Look through the data and write out every line with the word "Tailwind" in it.
* * *
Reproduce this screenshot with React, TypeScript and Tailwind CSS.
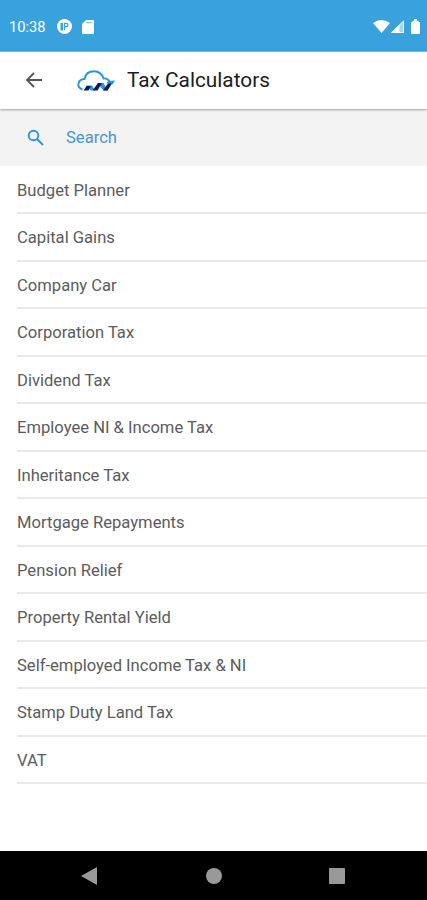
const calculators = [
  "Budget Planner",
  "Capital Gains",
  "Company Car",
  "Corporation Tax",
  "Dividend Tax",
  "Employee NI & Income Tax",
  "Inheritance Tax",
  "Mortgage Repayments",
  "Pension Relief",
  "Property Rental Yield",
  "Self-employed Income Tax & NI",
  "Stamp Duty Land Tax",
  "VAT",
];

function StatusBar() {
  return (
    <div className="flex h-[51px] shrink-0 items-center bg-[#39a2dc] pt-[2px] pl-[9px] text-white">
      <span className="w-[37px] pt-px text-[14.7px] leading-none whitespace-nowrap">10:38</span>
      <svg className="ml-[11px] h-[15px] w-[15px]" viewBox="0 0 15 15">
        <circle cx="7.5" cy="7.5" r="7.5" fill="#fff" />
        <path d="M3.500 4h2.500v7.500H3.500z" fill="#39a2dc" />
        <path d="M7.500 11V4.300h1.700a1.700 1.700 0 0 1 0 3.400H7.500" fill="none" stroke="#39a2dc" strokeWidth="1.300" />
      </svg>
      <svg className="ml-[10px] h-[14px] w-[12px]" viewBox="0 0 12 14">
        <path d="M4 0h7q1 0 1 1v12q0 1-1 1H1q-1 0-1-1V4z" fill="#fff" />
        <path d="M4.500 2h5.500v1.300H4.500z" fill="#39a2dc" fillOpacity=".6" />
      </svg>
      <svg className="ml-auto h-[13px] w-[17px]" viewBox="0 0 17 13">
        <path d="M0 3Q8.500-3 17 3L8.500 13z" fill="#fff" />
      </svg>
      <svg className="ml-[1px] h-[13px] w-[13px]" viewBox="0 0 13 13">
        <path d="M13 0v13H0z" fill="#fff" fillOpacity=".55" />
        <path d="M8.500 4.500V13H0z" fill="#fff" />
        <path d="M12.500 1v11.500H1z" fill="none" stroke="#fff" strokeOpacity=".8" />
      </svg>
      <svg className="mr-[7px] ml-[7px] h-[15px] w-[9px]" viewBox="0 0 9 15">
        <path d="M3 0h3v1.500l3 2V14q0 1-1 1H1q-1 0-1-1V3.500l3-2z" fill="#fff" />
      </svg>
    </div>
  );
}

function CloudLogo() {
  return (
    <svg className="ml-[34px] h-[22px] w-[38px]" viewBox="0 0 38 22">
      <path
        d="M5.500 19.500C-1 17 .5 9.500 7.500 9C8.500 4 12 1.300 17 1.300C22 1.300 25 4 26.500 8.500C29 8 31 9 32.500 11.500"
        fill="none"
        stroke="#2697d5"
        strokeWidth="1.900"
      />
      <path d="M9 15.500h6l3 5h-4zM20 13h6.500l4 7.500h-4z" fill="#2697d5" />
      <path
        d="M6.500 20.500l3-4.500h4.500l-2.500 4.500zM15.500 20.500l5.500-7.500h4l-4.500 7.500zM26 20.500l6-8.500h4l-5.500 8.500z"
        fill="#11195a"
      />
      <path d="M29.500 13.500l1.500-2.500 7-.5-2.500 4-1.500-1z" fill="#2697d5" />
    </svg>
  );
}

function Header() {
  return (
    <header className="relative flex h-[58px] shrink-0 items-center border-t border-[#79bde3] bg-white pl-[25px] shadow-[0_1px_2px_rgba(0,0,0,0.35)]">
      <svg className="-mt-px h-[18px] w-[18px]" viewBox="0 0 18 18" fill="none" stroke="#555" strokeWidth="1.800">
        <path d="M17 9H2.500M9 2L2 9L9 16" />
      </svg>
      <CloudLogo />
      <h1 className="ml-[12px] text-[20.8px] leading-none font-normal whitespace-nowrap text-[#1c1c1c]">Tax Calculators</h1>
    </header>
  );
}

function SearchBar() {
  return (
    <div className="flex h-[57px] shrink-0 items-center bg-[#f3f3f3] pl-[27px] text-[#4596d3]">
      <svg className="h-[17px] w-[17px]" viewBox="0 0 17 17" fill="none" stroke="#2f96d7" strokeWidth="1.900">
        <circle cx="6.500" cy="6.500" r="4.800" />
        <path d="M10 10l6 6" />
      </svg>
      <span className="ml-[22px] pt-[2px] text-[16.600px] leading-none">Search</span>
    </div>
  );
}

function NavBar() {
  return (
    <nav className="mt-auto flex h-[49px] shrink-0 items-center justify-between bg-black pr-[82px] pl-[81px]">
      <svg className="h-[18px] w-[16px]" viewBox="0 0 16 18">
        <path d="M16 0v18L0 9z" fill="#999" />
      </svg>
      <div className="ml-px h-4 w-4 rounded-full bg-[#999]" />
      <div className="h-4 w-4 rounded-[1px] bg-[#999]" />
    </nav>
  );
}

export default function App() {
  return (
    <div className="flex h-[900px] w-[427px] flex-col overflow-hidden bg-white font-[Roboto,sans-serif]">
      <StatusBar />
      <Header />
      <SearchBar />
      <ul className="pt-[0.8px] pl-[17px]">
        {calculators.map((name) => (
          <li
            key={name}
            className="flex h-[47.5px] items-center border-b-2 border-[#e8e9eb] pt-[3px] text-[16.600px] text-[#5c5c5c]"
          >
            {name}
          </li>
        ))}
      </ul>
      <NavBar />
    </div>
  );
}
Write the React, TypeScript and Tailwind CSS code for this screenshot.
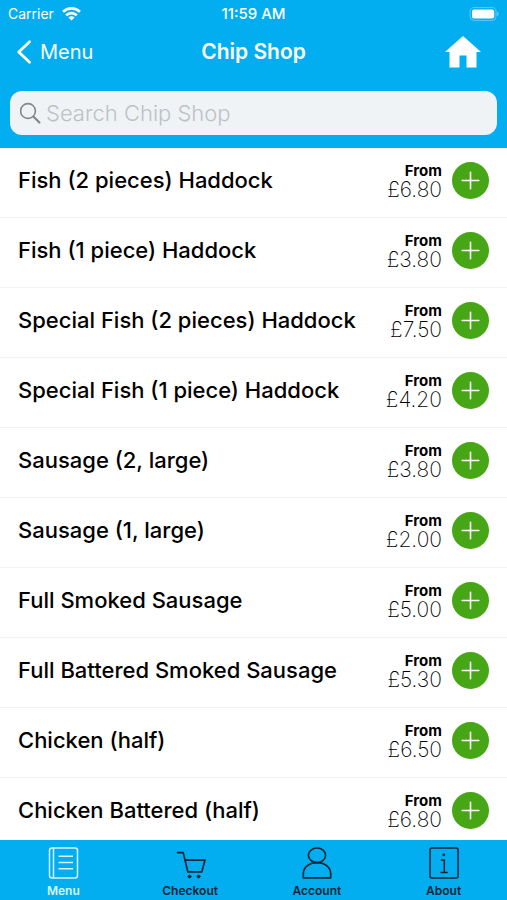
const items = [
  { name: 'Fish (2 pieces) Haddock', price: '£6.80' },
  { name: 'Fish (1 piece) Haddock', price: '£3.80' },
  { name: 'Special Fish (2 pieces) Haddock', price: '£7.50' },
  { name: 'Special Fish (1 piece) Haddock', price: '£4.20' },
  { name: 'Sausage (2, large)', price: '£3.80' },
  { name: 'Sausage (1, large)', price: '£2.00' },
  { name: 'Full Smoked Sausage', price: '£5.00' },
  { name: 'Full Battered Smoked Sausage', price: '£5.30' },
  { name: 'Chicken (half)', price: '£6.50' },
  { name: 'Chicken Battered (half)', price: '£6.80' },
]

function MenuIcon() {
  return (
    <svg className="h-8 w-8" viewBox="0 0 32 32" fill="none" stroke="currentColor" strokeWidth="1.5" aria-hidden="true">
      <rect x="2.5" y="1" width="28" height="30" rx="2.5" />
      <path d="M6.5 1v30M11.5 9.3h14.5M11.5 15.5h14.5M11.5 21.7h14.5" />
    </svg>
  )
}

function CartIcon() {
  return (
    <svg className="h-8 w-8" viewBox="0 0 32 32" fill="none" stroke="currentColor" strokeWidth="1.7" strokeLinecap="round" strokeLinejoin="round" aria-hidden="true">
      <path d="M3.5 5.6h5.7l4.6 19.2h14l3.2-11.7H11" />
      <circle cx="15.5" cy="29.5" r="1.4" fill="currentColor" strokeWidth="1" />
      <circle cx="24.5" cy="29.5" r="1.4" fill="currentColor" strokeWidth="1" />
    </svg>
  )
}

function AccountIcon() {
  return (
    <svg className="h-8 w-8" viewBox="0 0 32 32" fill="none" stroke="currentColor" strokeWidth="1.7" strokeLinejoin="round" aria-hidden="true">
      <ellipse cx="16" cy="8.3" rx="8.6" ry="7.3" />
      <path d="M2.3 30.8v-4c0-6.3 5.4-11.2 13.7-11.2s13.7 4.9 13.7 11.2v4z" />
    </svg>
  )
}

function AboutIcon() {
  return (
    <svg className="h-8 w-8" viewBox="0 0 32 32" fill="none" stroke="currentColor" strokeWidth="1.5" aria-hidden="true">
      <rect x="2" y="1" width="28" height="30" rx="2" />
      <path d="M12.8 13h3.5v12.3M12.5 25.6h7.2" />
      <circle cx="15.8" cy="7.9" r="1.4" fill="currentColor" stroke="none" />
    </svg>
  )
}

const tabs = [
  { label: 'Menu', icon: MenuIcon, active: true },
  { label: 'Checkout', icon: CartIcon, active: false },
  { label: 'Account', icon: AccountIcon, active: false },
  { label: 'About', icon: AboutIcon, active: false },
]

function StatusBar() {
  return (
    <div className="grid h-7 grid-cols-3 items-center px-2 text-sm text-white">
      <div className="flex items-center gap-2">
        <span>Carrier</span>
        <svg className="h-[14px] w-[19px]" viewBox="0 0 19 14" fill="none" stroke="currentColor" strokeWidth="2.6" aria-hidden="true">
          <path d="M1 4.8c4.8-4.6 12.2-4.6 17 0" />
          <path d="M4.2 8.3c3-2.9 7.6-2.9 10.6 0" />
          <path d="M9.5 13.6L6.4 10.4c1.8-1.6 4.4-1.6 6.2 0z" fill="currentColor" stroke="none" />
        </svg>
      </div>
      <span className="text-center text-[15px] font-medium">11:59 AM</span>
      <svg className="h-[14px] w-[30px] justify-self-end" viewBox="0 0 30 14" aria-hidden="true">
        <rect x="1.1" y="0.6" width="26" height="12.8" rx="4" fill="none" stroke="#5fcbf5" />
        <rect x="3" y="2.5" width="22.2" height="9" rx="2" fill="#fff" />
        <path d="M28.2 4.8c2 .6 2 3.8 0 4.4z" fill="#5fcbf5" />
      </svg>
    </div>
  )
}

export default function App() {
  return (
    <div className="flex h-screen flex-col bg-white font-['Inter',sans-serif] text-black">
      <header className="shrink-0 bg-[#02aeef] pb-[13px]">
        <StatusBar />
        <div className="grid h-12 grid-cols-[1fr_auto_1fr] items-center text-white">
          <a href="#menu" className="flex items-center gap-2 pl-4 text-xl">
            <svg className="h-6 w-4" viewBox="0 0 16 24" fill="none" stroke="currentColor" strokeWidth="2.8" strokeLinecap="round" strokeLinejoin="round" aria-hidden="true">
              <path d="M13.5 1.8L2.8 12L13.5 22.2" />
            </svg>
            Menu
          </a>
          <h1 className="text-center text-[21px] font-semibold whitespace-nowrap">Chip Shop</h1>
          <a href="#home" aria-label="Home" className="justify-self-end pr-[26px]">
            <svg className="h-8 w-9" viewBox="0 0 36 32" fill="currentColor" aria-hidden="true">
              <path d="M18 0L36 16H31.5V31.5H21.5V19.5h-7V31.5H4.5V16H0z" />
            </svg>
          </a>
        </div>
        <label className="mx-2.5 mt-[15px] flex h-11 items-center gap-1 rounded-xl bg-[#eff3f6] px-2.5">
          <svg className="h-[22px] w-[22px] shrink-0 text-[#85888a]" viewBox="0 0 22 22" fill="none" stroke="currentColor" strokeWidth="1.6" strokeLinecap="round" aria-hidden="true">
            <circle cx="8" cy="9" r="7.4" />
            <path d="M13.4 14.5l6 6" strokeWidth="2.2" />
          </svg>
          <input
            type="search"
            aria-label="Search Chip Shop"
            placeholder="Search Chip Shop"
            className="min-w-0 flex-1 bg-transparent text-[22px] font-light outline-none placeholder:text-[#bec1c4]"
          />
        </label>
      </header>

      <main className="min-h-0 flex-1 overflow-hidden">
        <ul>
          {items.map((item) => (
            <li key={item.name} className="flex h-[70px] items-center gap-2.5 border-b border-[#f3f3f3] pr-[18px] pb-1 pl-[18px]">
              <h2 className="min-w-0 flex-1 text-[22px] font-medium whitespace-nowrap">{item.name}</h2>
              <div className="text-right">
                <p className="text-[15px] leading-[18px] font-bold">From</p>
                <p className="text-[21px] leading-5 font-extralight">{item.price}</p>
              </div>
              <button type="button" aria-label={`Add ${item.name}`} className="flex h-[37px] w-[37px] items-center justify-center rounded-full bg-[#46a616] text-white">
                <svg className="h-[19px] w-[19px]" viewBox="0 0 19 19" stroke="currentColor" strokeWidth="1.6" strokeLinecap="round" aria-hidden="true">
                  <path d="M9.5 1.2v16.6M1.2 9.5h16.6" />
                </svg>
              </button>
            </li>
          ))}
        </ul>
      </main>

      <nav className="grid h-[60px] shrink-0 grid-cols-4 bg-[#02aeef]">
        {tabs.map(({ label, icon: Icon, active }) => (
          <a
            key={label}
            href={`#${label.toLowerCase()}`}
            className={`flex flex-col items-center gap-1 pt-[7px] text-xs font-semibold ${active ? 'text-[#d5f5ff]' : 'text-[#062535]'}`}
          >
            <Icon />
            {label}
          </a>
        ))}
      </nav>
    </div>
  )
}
* * *
▸ Reply to the exercise
Reproduce this screenshot with React, TypeScript and Tailwind CSS.
Write the React, TypeScript and Tailwind CSS code for this screenshot.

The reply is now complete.